Representing ethnic minorities in politics
Another thing that Natasha’s father said to her was that “ everyone in life should have a plan A, plan B [and] plan C.” He demonstrated this belief by becoming a qualified accountant, a qualified pilot and, finally, an elected politician. During his initial political campaigns, people would often tell him “you people will never achieve anything in politics”.
But he showed he was able to overcome racism in Wales when he became the first person from an ethnic minority background to be elected to the Welsh Parliament. He would remain there for 13 years until his unfortunate passing in 2020. But, by this time, he had left “a big mark on a lot of people’s lives.” He had also blazed a trail for ethnic minorities in politics.
Despite the strong influence Natasha’s father has had on her, her initial ambition was not to follow in his career footsteps. Instead, she attempted to pursue a career in media. She began her career with local TV and radio shows but, in 2010, she decided that she was ready to make the step up to national television. “For me, the biggest dream… was to work for the biggest organisation in the world, the BBC.”
Targeting the big time
Natasha initially went down the traditional route of applying for a BBC position. She sent off CVs when openings were advertised but she was not having much success. As a result, she decided to try something different:
“I actually went online and I paid a company to make these helium balloons with my face on it. And I said, your next big star is the one and only Natasha Asghar. And, on the back of it, I had my phone number [and] my website.” Clearly the BBC appreciated such initiative as, soon after, she would receive a call from the organisation in order to invite her to an interview. “I cannot tell you how excited I was, I was buzzing! … I thought: this is it.”
First experiences of racism
During the interview, everything began as well as could be imagined. However, as the interview was drawing to a close, the interviewer gave some unexpected advice: “He said, maybe it might be worthwhile for you to work in some of your own channels.” This was deeply shocking for Natasha. At first she didn’t know what to make of the interviewer’s comments but then the reality of what he was saying began to become apparent.
“I know people from your background have channels like ZTV, PTV and these are all ethnic minority channels, which quite a lot of people are aware of. So why don’t you try and do something with one of those channels and see how it goes. And maybe then we can perhaps talk about where you’re at in life.”
It was clear that Natasha was being rejected but she hadn’t been given a reason why, except, perhaps, one: “He’s not saying my presenting is bad.
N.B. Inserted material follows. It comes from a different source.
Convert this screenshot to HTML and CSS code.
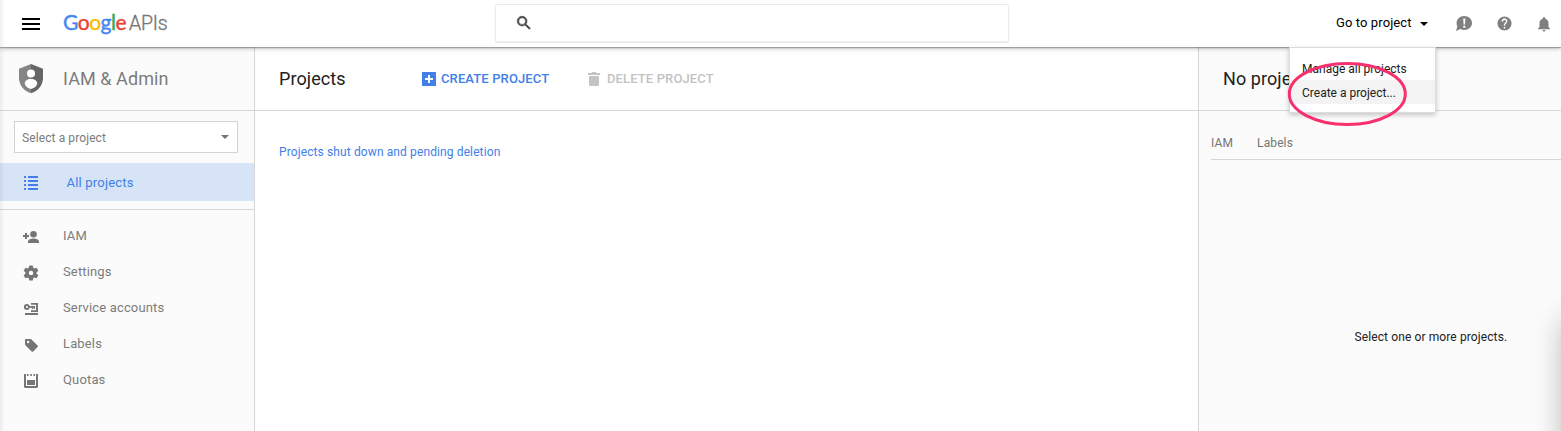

So clearly, there’s something else and, naturally, for me, it felt incredibly racist.”
The shock of the experience led to Natasha calling her father in tears. Up until that point, she had never experienced racism.
“I’m not the type of person who judges people by their skin colour. So for someone to judge me by mine was just quite patronising, and, quite honestly, soul-destroying at the same time. And I wanted to never experience that feeling again.”
Making a transition
Natasha continued working in local television and radio. But her father came to her one day with some sage advice “Darling, I swear to you, get into politics, and you mark my words, the same BBC that said this to you will be begging you for interviews… Please just get into politics and I promise you, you will change the world.” The strength of her father’s conviction clearly had a strong impact on Natasha and her fledgling career in politics began.
A difficult beginning
But politics has not been an easy road for her. Talking about her involvement in the campaign for a European Parliamentary seat, Natasha describes how she was with a host of other candidates who were all caucasian. When handing out flyers to one man and his wife, they immediately returned the flyers to her saying “No thank you.” The force and aggression of the rejection was clearly not just based on party lines: “ it was just very much like, don’t want to see you, don’t want to talk to you, don’t want your leaflet, you can just go away and out of my face.”
This was not the only instance when people returned her flyers. Her new career was showing her how difficult it can be for ethnic minorities in politics. “I think, for me, that was the biggest time and the only time I’d felt racism in Wales in my life. And that was only when I got into politics.”
Becoming the Senedd’s first woman of colour
Irrespective of the barriers faced, Natasha eventually achieved her ambitions. She was elected as the Senedd’s first woman of colour on her sixth campaign. As her father predicted, journalists from all quarters wanted a piece of her but it was down to Natasha herself to establish the appropriate narrative.
“I was the one who had to tell the journalists, I am actually the Senedd’s first woman of colour… So I almost had to spoon feed them the story that came out because otherwise they would have just said “member-of-the-Senedd-who’s-passed-away’s-daughter has won seat”. That would have been the headline.”
Representing the people
The only downside to Natasha’s success was that her father wasn’t there to see it but she knows just how he would’ve felt. “I think he would have been incredibly proud. I mean, for him, it was his ultimate dream.”
By becoming Senedd’s first woman of colour, she has helped to increase the presence of ethnic minorities in politics but now it’s Natasha’s goal to focus on representing all the people as best as she can, for her, there is no room for racism.
“I’d like to be seen by others as a politician who’s here to represent everybody, not just those from the ethnic minorities, but from all walks of life and all backgrounds.”